Цезарь говорил, что Республика после Фарсала мертва. А Цицерон в каждом своем произведении воскрешал эту Республику и показывал согражданам во всей ее красоте. И каждое его слово дышало такой любовью и такой болью, словно это сын говорил на могиле матери. Цезаря объявили богом и воздвигали ему храмы. А Цицерон говорил, что обожествлять людей столь же глупо, как молиться кошкам и прочей скотине ( De nat. deor., III, 39) [127]127
  Эти слова имели явно политический смысл. Ведь сам Цицерон совсем недавно решил обожествить Туллию.


[Закрыть]
.
Цезарь говорил, что каждое слово его закон. А Цицерон вспоминал двух консулов – Гая Лелия, друга Сципиона Младшего, и Цинну, соратника Мария. Лелий был консулом всего лишь раз. Цинна – четыре раза, да и то не консулом, а фактически царем. «Но неужели ты не предпочел бы одно консульство Лелия четырем консульствам Цинны? Не сомневаюсь в твоем ответе… Но иной ответит, что не только четыре консульства предпочел бы одному, но один день Цинны предпочел бы целой жизни многих славных мужей». Ведь Лелий не был владыкой, он был слугой закона. И он понес бы наказание, если бы хоть пальцем кого-нибудь тронул. Цинна же делал все, что ему вздумается, и спокойно казнил много достойных людей. Но «мне кажется, он скорее несчастен», – замечает Цицерон ( Tusc., V, 54–55).Намек, заключенный в этих словах, был слишком ясен современникам. И он делался еще острее оттого, что Цинна был задушевный друг и тесть Цезаря. Вот почему Цицерон последнее время так часто стал вспоминать зверства Цинны – ведь каждое его слово было укором диктатору.

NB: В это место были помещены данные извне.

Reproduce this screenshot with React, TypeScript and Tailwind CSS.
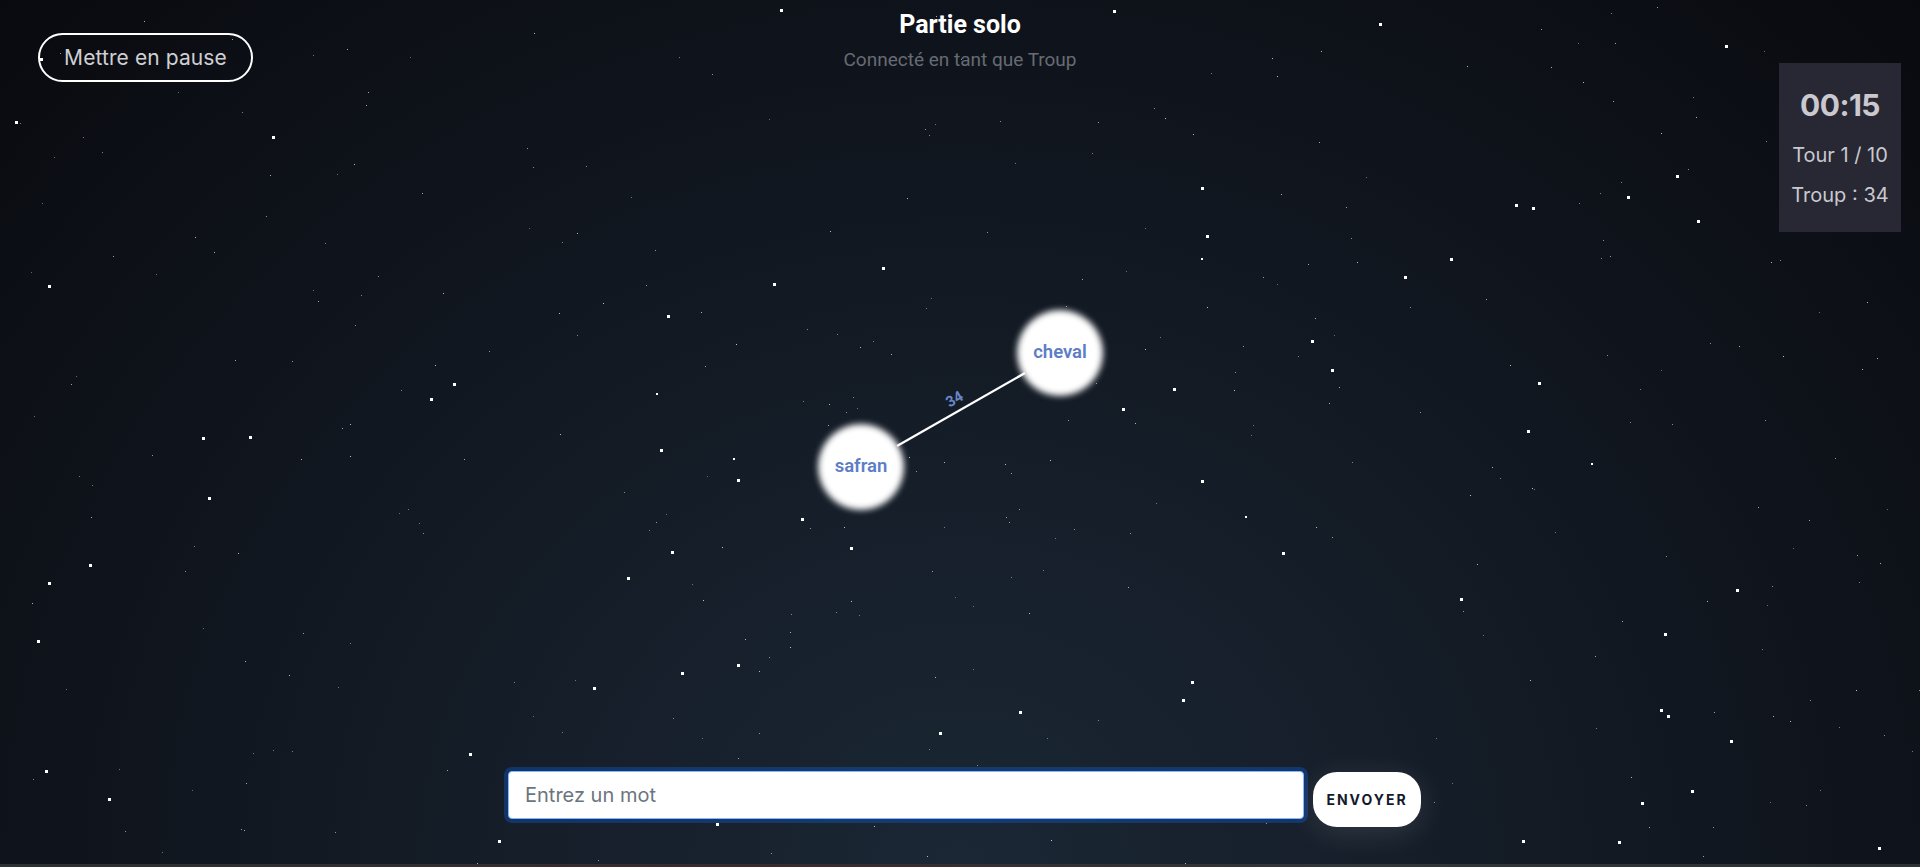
import React from 'react';

// bright stars, taken from the reference (coords on a 1568 wide grid)
const BRIGHT: [number, number, number][] = [
  [637, 7, 3], [909, 8, 3], [1126, 19, 3], [1409, 37, 3], [12, 99, 3], [222, 111, 3],
  [981, 153, 3], [1369, 143, 3], [1329, 160, 3], [1237, 167, 3], [1251, 169, 3],
  [1386, 180, 3], [985, 192, 3], [1184, 211, 3], [981, 211, 2], [720, 218, 3],
  [1147, 225, 3], [631, 231, 3], [39, 233, 3], [545, 257, 3], [1071, 278, 3],
  [1087, 301, 3], [1256, 312, 3], [370, 313, 3], [351, 325, 3], [536, 321, 2],
  [958, 317, 3], [916, 333, 3], [165, 357, 3], [203, 356, 3], [1247, 351, 3],
  [539, 367, 3], [599, 374, 2], [602, 391, 3], [981, 392, 3], [1299, 378, 2],
  [170, 406, 3], [654, 423, 3], [1017, 421, 2], [694, 447, 3], [548, 450, 3],
  [1047, 451, 3], [73, 461, 3], [39, 475, 3], [512, 471, 3], [1192, 488, 3],
  [1418, 481, 3], [30, 523, 3], [1359, 517, 3], [602, 542, 3], [556, 549, 3],
  [484, 561, 3], [973, 556, 3], [965, 571, 3], [1356, 579, 3], [1361, 584, 3],
  [832, 581, 3], [767, 598, 3], [1413, 604, 3], [383, 615, 3], [37, 629, 3],
  [1340, 655, 3], [1381, 645, 3], [88, 652, 3], [585, 672, 3], [1243, 686, 3],
  [1321, 687, 3], [1534, 692, 3], [407, 686, 3], [33, 47, 3],
];

function mulberry32(seed: number) {
  return () => {
    seed |= 0;
    seed = (seed + 0x6d2b79f5) | 0;
    let t = Math.imul(seed ^ (seed >>> 15), 1 | seed);
    t = (t + Math.imul(t ^ (t >>> 7), 61 | t)) ^ t;
    return ((t ^ (t >>> 14)) >>> 0) / 4294967296;
  };
}

const rand = mulberry32(1337);
const FAINT = Array.from({ length: 320 }, () => ({
  x: Math.floor(rand() * 1920),
  y: Math.floor(rand() * 864),
  o: 0.35 + rand() * 0.4,
}));

const K = 1920 / 1568;

function Stars() {
  return (
    <div className="absolute inset-0 overflow-hidden pointer-events-none">
      {FAINT.map((s, i) => (
        <span
          key={'f' + i}
          className="absolute w-px h-px bg-white"
          style={{ left: s.x, top: s.y, opacity: s.o }}
        />
      ))}
      {BRIGHT.map(([x, y, r], i) => (
        <span
          key={'b' + i}
          className="absolute bg-white"
          style={{ left: Math.round(x * K), top: Math.round(y * K), width: r, height: r }}
        />
      ))}
    </div>
  );
}

function Node({ x, y, label }: { x: number; y: number; label: string }) {
  return (
    <div
      className="absolute w-[86px] h-[86px] -ml-[43px] -mt-[43px] flex items-center justify-center"
      style={{ left: x, top: y }}
    >
      {/* soft blurred disc */}
      <div className="absolute inset-0 rounded-full bg-white blur-[3px]" />
      <span className="relative text-[18.5px] font-semibold text-[#5d7dc6] font-['Roboto',sans-serif]">{label}</span>
    </div>
  );
}

export default function App() {
  return (
    <div className="relative w-full h-[867px] overflow-hidden bg-[radial-gradient(ellipse_at_bottom,#1B2735_0%,#090A0F_100%)] font-['Inter',sans-serif]">
      <Stars />
      <div className="relative flex flex-col h-[864px]">
        {/* header */}
        <div className="grid grid-cols-[1fr_auto_1fr] items-start h-[232px]">
          <div className="pl-[38px] pt-[33px]">
            <button
              type="button"
              className="h-[49px] w-[215px] rounded-full border-2 border-white text-[#cfcfd4] text-[21px] tracking-[0.1px]"
            >
              Mettre en pause
            </button>
          </div>
          <div className="flex flex-col items-center pt-[8px] font-['Roboto',sans-serif]">
            <h1 className="text-[25px] font-bold text-white leading-[34px]">Partie solo</h1>
            <p className="text-[19px] text-[#676b72] leading-[26px] mt-[5px]">Connecté en tant que Troup</p>
          </div>
          <div className="flex justify-end pr-[19px] pt-[63px]">
            <div className="w-[122px] h-[169px] bg-[#272833] flex flex-col items-center text-[#c9c9cf] pt-[22px]">
              <div className="text-[30px] font-bold leading-[40px] tracking-[-0.5px]">00:15</div>
              <div className="text-[20px] leading-[26px] mt-[17px]">Tour 1 / 10</div>
              <div className="text-[20px] leading-[26px] mt-[14px]">Troup : 34</div>
            </div>
          </div>
        </div>

        {/* graph */}
        <div className="relative flex-1">
          <svg className="absolute inset-0 w-full h-full">
            <line x1="897" y1="214" x2="1025" y2="141" stroke="white" strokeWidth="2.2" />
            <text
              x="955"
              y="172"
              fill="#6b86c8"
              fontSize="15"
              fontWeight="700"
              fontFamily="Roboto, sans-serif"
              textAnchor="middle"
              transform="rotate(-30 955 168)"
            >
              34
            </text>
          </svg>
          <Node x={1060} y={121} label="cheval" />
          <Node x={861} y={235} label="safran" />
        </div>

        {/* word form */}
        <div className="flex justify-center items-start gap-[9px] pl-[9px] pb-[37px]">
          <input
            type="text"
            placeholder="Entrez un mot"
            className="w-[796px] h-[48px] bg-white rounded-[4px] border border-[#86b7fe] shadow-[0_0_0_4px_rgba(13,110,253,0.3)] px-[16px] text-[20px] text-[#212529] placeholder:text-[#6c757d] outline-none"
          />
          <button
            type="button"
            className="mt-px w-[108px] h-[55px] rounded-[24px] bg-white text-[#141a2a] text-[14px] font-bold tracking-[2px] shadow-[0_6px_30px_rgba(255,255,255,0.12)]"
          >
            ENVOYER
          </button>
        </div>
      </div>
      <div className="h-[3px] bg-[linear-gradient(90deg,#2b3134,#3a2a2e_40%,#30363a_70%,#2b3134)]" />
    </div>
  );
}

Цезарь говорил, что Сулла глуп, раз он добровольно отказался от власти. А Цицерон постоянно и настойчиво повторял, что диктаторы и тираны – несчастнейшие люди. Их жизнь нельзя сравнить не то что с жизнью ученого, но даже с жизнью простого труженика. Разве не безумие идти этой страшной дорогой? Есть у него один странный пассаж. Он описывает жизнь тирана Дионисия, притом описывает в самых неожиданных выражениях. Дионисий, говорит он, вовсе не был каким-нибудь бесчестным проходимцем. Напротив. Он был знатен, образован, очень умен, наделен блестящими литературными талантами. И чем кончилось? Один, всем ненавистный, он жил у себя во дворце как в темнице. «Как он мечтал о настоящей дружбе… Как несчастен он был без дружеских уз, без товарища в жизни, без откровенных речей, он, смолоду искушенный и ученый в благородных науках! Ведь он… был поэтом-трагиком… И вот такой-то человек был полностью лишен человеческого общения, а жил среди беглых, среди преступников, среди варваров» (Tusc., V, 63).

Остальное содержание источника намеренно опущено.